Mais qu’est-ce qu’il reste de cela ensuite, les villes ayant emporté le titre conservent-elles leurs objectifs ?
Ça dépend des villes. L’objectif d’une candidature, c’est l’année du titre et l’année d’après, où il y a un travail de bilan à faire. Il y a des villes qui ont plus ou moins réussi l’après-Capitale européenne. Parmi celles qui ont eu le titre, beaucoup évoquent les courts séjours, les citybreak, de deux-trois jours pour découvrir la ville, sa culture. En France, le modèle c’est Lille. La ville a été capitale en 2003 mais elle a gardé un système de biennales et nombre d’initiatives qui permettent de conserver cette dynamique culturelle. Pour nous c’est clairement l’objectif.
Pour Bastia et la Corse, c’est l’enjeu le plus motivant ?
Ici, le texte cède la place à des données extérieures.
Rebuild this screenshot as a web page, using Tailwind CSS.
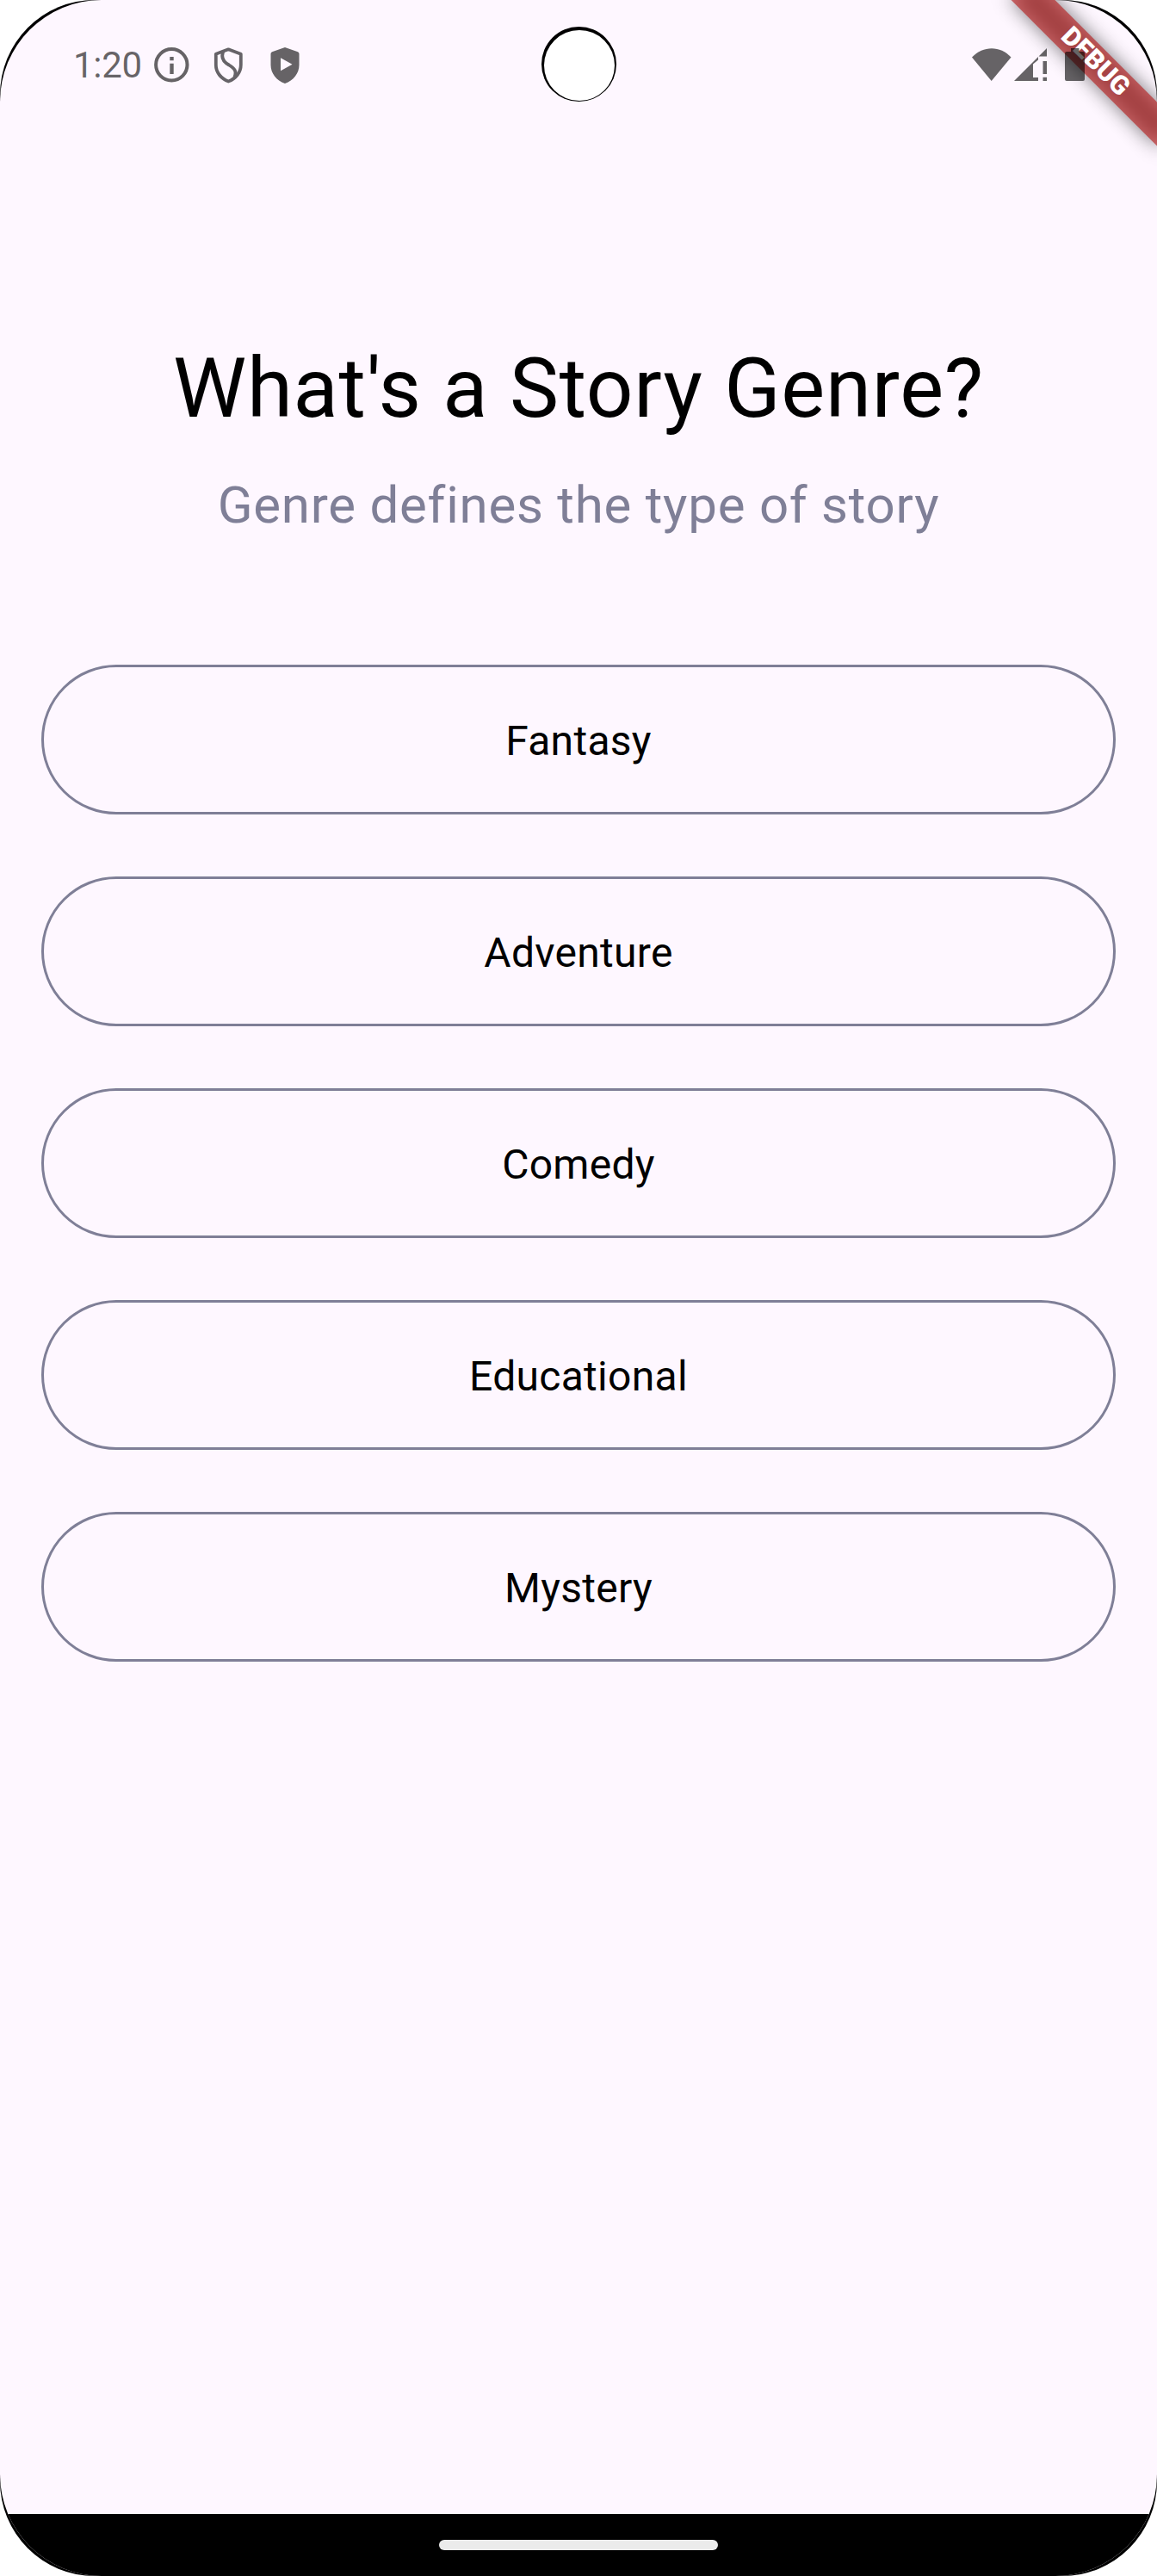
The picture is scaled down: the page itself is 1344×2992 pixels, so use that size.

Dans la conception du dossier, la stratégie de long terme fait partie des critères. Bien sûr, 2028 doit être une année une peu faste en termes de programmations, mais l’objectif c’est comment se mettre en chemin en créant des synergies. En fait le label, ce sont des leviers de visibilité, d’attractivité, le but est d’induire une dynamique de développement autour de la culture. En Corse, on ne peut pas rester avec un modèle économique qui est à ce point dépendant du tourisme de masse et du BTP. Je crois beaucoup aux enjeux de production, y compris dans la culture comme levier de notre économie sur l’ensemble du territoire. Dans notre maquette de présentation il y a plusieurs projets de grande ampleur fléchés Bastia Corsica. Par exemple, le projet de rénovation de la citadelle de Corti. Cinq ou six gros projets à l’échelle du territoire sont prévus sur la partie investissement.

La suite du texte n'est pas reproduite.